いま、客からのハラスメント「カスタマーハラスメント」=カスハラの対策が、自治体などで進んでいます。果たして「お客様は神様」なのでしょうか。  ゴールデンウィーク最終日に、高速バスの車内で起きたトラブル。 バスで暴言を吐く客: 「てめえの名前は?ジジイ、おい。マジで超イラついてて、俺。ストレスめっちゃたまっているので、責任者呼んできてくださいよ」

 自分が補助席に座ったのは「バス会社の要領が悪い」からと、運転手に数々の暴言を浴びせた客がいました。  いま、客からのハラスメント「カスタマーハラスメント」=カスハラの対策が進んでいます。 関市役所の職員: 「マイナンバーカードの登録なんですけど」  市役所の窓口で応対する職員。名札を見ると「名字」だけです。 秘書課の職員: 「名前の表記につきまして、フルネームにフリガナの表記のものから、名字のみでフリガナをふったものに変更いたしました」  岐阜県の関市役所では、2024年5月1日から市役所で働く職員の名札を変更しました。従来はフルネームでしたが、名字のみに切り替えました。

秘書課の職員: 「SNSなどの普及によりまして、職員の個人情報がインターネットで検索されたり、公開されたりする事案が全国的に発生しておりまして、カスハラも含めて事前の対応ということで変更いたしました」  全国的に「職員の実名がネットにさらされ拡散される」ハラスメントが多発しています。  関市役所では、理不尽な言いがかりで暴言を浴びせられたり、謝罪を強要させられるなど、過去には警察が出動する事例もあったといいます。

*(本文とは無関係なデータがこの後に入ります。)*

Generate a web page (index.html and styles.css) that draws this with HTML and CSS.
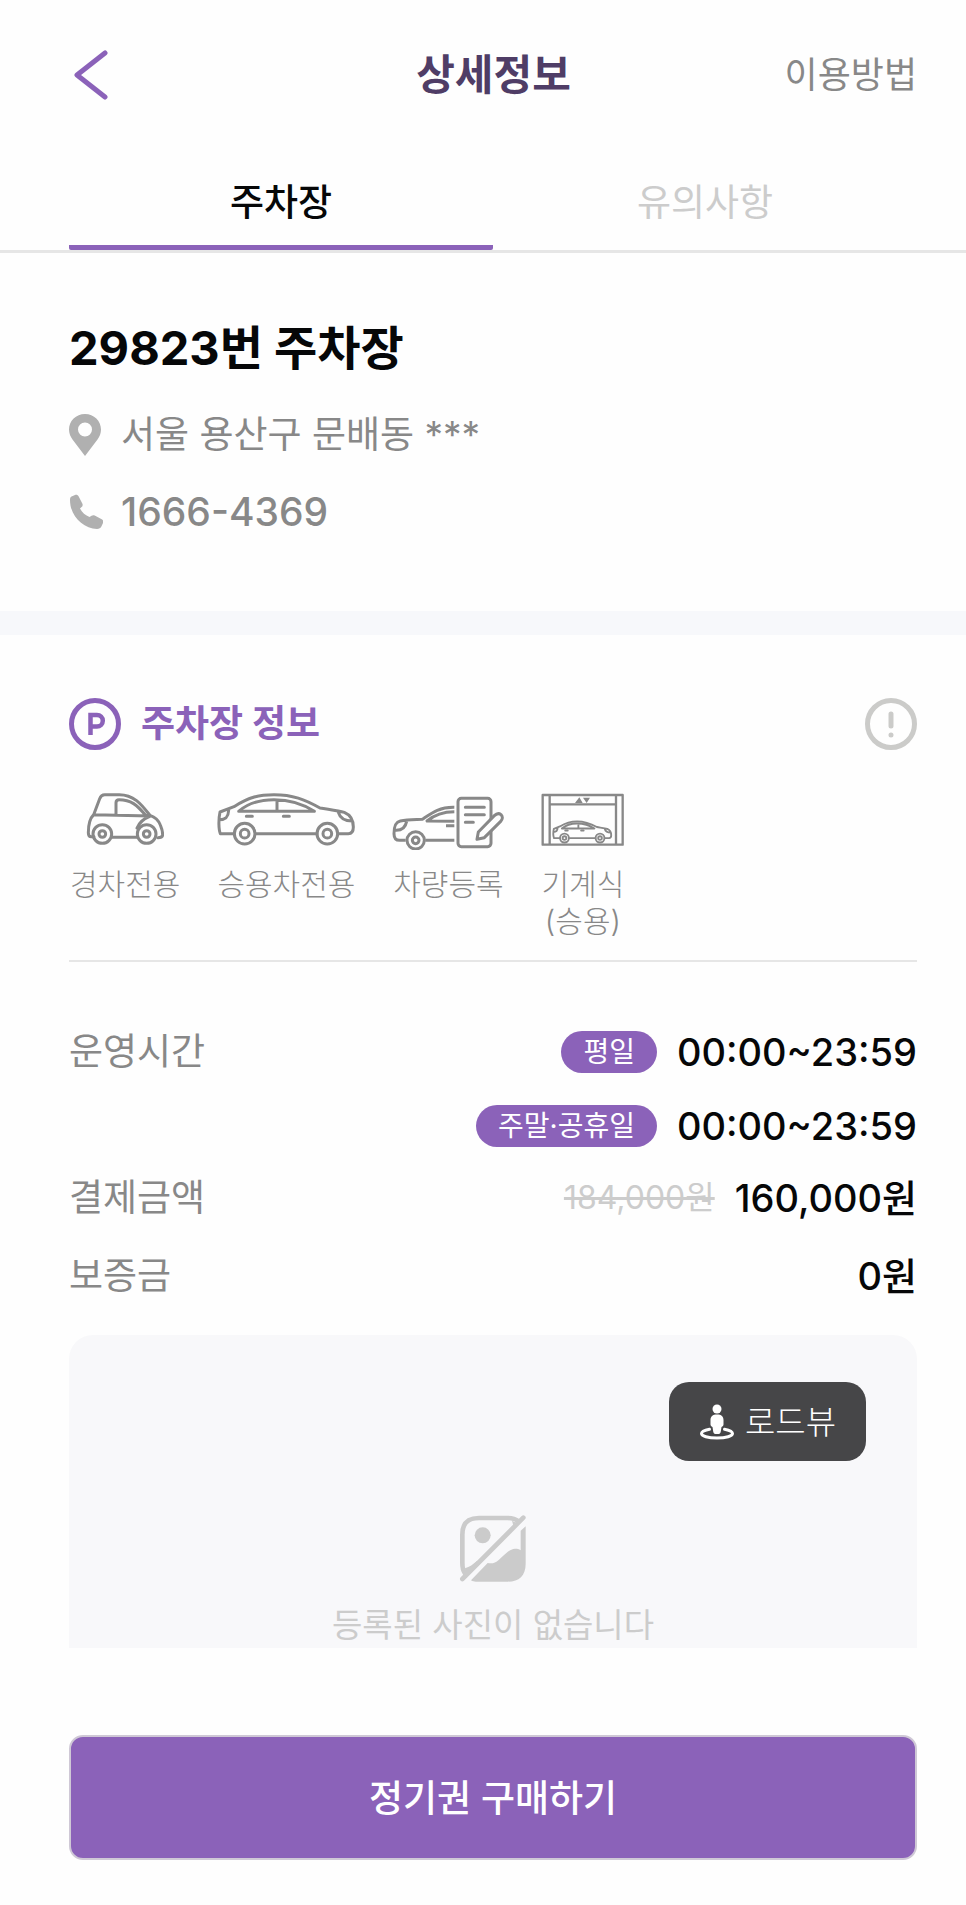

税務課の男性職員: 「仕事上、差し押さえとかしたりして、滞納者さんが怒って窓口にみえることがある。声を荒らげられたり、大きな声で叫ばれたり。(名札が)フルネームまで出ているとある程度検索可能だと思うので、名字だけというのは特定が難しくなるので良いんじゃないかなと」 市民課の女性職員: 「今まで名前も公開されていたのは、正直ちょっと不安なところもあったので。名字だけなのは安心はありますね」 福祉政策課の職員: 「窓口に出ている時に、声を高められる方もいらっしゃるので。ネットとかで住所とか特定されたらどうしようとかありましたね」  タクシー会社でもカスハラ対策を進めているところもあります。 ドライバー歴9年: 「Uターン禁止のところを『Uターンしろ』と。『それはできません』と、『じゃあ右に曲がれ』とおっしゃったので右に曲がったら、『お前どこ走っとるんじゃこら!』みたいなことを言われたので。『お前なにやってんだこら!ぶっ殺すぞこら!』、それをずっと連呼ですね」  名古屋のタクシー会社「東和交通」では、これまで乗客に分かるように顔写真と名前が記載されたプレートを掲示していましたが、2024年3月末までに、乗務員証から顔写真と名前がなくし、一切個人情報が分からないようにしています。

東和交通営業部の課長: 「去年、法改正がありまして、名前・写真を掲示しなくていいとなりまして、全て名前・写真が写らないタイプに変更させていただいた次第です。『今黄色やったら行けたやろ!』とか、それで行かなくて『新幹線に乗り遅れてお金返してくれ!』というのも実際ありました。乗務員も人間ですので、お客さまも乗務員ももちろんですが、思いやりがある形になればいいなと思っております」  客が無理な要求をして運転手などを怒鳴りつけるカスハラ。 バスで暴言を吐く客: 「俺のせいで出発できないって、どないなってんねん!お前がまともに仕事をしていれば、こんなことになっていなかった」  果たして「お客様は神さま」なのでしょうか。